The exhibitions and displays at Wagner’s home, Wahnfried, all pay loving homage to the master. But they do not shy away from his gross anti-Semitism, which was obscene even for his day. They know that the master has to be approached in full, and that there is no point covering anything over.

The operas are a more complicated matter. You can no more ‘cancel’ Wagner from the repertoire of music than you can remove knowledge of how to split the atom from physics, or extract the theory of natural selection from biology. Like a mountain, Wagner just is. And as I have noted here before, the only dangerous moment in the work of a genius is where the person’s personal flaws seep into the work.

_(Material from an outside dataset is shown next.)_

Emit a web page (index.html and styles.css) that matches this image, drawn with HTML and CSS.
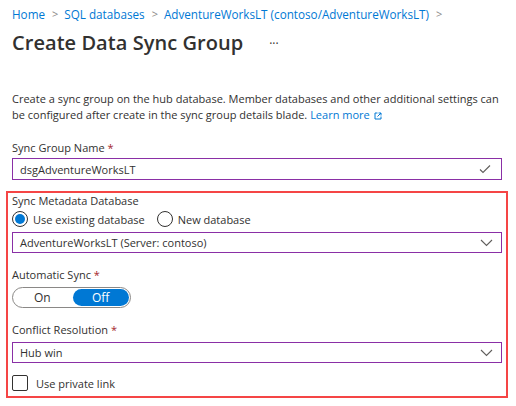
FILE: index.html
```html
<!DOCTYPE html>
<html>
<head>
<meta charset="utf-8">
<link rel="stylesheet" href="styles.css">
</head>
<body>
<div class="page">
  <nav class="crumbs">
    <a>Home</a><span class="sep">&gt;</span><a>SQL databases</a><span class="sep">&gt;</span><a>AdventureWorksLT (contoso/AdventureWorksLT)</a><span class="sep">&gt;</span>
  </nav>
  <div class="title-row">
    <h1>Create Data Sync Group</h1>
    <span class="more">···</span>
  </div>
  <p class="desc">
    <span class="line">Create a sync group on the hub database. Member databases and other additional settings can</span>
    <span class="line">be configured after create in the sync group details blade. <a class="link">Learn more <svg class="ext" width="8" height="8" viewBox="0 0 8 8"><path d="M3.5 1H1v6h6V4.5M4.5 1H7v2.5M7 1L3.5 4.5" fill="none" stroke="#0078d4" stroke-width="1"/></svg></a></span>
  </p>

  <div class="field">
    <div class="label">Sync Group Name <span class="req">*</span></div>
    <div class="input">
      <span>dsgAdventureWorksLT</span>
      <svg width="12" height="10" viewBox="0 0 12 10"><path d="M1 5.5l3 3 7-7" fill="none" stroke="#605e5c" stroke-width="1.1"/></svg>
    </div>
  </div>

  <section class="highlight">
    <div class="label">Sync Metadata Database</div>
    <div class="radios">
      <label class="radio"><span class="circle on"></span>Use existing database</label>
      <label class="radio"><span class="circle"></span>New database</label>
    </div>
    <div class="input dropdown">
      <span>AdventureWorksLT (Server: contoso)</span>
      <svg width="13" height="8" viewBox="0 0 13 8"><path d="M1 1l5.5 5.5L12 1" fill="none" stroke="#605e5c" stroke-width="1.1"/></svg>
    </div>

    <div class="label gap">Automatic Sync <span class="req">*</span></div>
    <div class="toggle">
      <span class="opt">On</span>
      <span class="opt active">Off</span>
    </div>

    <div class="label gap2">Conflict Resolution <span class="req">*</span></div>
    <div class="input dropdown">
      <span>Hub win</span>
      <svg width="13" height="8" viewBox="0 0 13 8"><path d="M1 1l5.5 5.5L12 1" fill="none" stroke="#605e5c" stroke-width="1.1"/></svg>
    </div>

    <label class="check"><span class="box"></span>Use private link</label>
  </section>
</div>
</body>
</html>
```

FILE: styles.css
```css
* { box-sizing: border-box; }
html, body { margin: 0; padding: 0; background: #fff; }
body {
  font-family: "Segoe UI", "Open Sans", "Noto Sans", sans-serif;
  font-size: 11px;
  color: #323130;
}
.page {
  width: 502px;
  padding: 6px 0 0 12px;
}
.crumbs {
  height: 16px;
  line-height: 16px;
  display: flex;
  align-items: center;
  white-space: nowrap;
  font-size: 11.7px;
}
.crumbs a { color: #0078d4; }
.crumbs .sep {
  color: #8a8886;
  margin: 0 6px 0 7px;
  font-size: 11px;
}
.title-row {
  display: flex;
  align-items: center;
  height: 30px;
  margin-top: 5px;
}
h1 {
  margin: 0;
  font-size: 20px;
  font-weight: 600;
  color: #323130;
  letter-spacing: 0.05px;
}
.more {
  margin-left: 26px;
  font-size: 12px;
  color: #323130;
  margin-top: 2px;
}
.desc {
  margin: 34px 0 0 0;
  line-height: 16px;
}
.desc .line { display: block; white-space: nowrap; }
.link { color: #0078d4; }
.ext { vertical-align: -1px; margin-left: 1px; }
.field { margin-top: 17px; }
.label {
  line-height: 16px;
  height: 16px;
}
.req { color: #a4262c; }
.input {
  margin-top: 2px;
  width: 490px;
  height: 22px;
  border: 1px solid #8a2fa6;
  display: flex;
  align-items: center;
  justify-content: space-between;
  padding: 0 10px 0 7px;
}
.highlight {
  margin: 11px 0 0 -6px;
  width: 502px;
  border: 2px solid #f54545;
  padding: 0 4px 5px 4px;
}
.radios {
  display: flex;
  align-items: center;
  height: 18px;
  margin-top: 1px;
}
.radio {
  display: flex;
  align-items: center;
  margin-right: 12px;
}
.circle {
  width: 16px;
  height: 16px;
  border: 1px solid #323130;
  border-radius: 50%;
  margin-right: 5px;
  display: flex;
  align-items: center;
  justify-content: center;
}
.circle.on::after {
  content: "";
  width: 10px;
  height: 10px;
  border-radius: 50%;
  background: #0078d4;
}
.highlight .dropdown { margin-top: 4px; height: 21px; }
.dropdown { padding-right: 8px; }
.gap { margin-top: 14px; }
.toggle {
  margin-top: 4px;
  width: 119px;
  height: 21px;
  border: 1px solid #8a8886;
  border-radius: 11px;
  display: flex;
  align-items: center;
  padding: 1px;
}
.opt {
  flex: 1;
  text-align: center;
  height: 17px;
  line-height: 17px;
  border-radius: 9px;
  font-size: 12px;
}
.opt:first-child { margin-right: 2px; }
.opt.active {
  background: #0078d4;
  color: #fff;
}
.gap2 { margin-top: 14px; }
.check {
  display: flex;
  align-items: center;
  margin-top: 12px;
  height: 16px;
}
.box {
  width: 16px;
  height: 16px;
  border: 1px solid #323130;
  border-radius: 2px;
  margin-right: 8px;
}
```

Meistersinger includes the one unarguable moment in Wagner’s work when his politics intrudes. It comes at the end of the last act, when at the conclusion of the singing competition Hans Sachs warns of the danger of German art being infected by foreign elements. All Wagnerians are aware of this moment, and most of us dread it. At Bayreuth last week the director and designers got over this mound by having a vast, upside-down inflatable cow (I will explain another day) start to deflate on stage. This made the audience chuckle and I suppose distracted some of them from the otherwise considerable problem Wagner has left us all with.

‘But Geoff’s lived experience says the facts are wrong.’

The sight brought back a memory of another performance – Welsh National Opera’s production that came to London ten years ago. This not only got around the problem, but confronted it head-on. The production had been in traditional dress, but when Sachs began his warning, members of the chorus slowly stood up and each turned around a photograph of a German artistic hero. Yes, there was Bach, Beethoven, Goethe and so on. But also Zweig and Weill and Lenya and others. In other words, they transformed what could be seen as a speech that limits German culture into one which post-facto embraced the richness of it. It was one of the most moving experiences I have had at a theatre and I can’t say my eyes were dry.

The point is that almost everyone agrees on where Wagner, the Nazis and others went wrong. The answer is not to distort our own history. And nor is it to commit suicide a century later in order to show that we are not them. Or at least that’s my view. Some Labour MPs will disagree.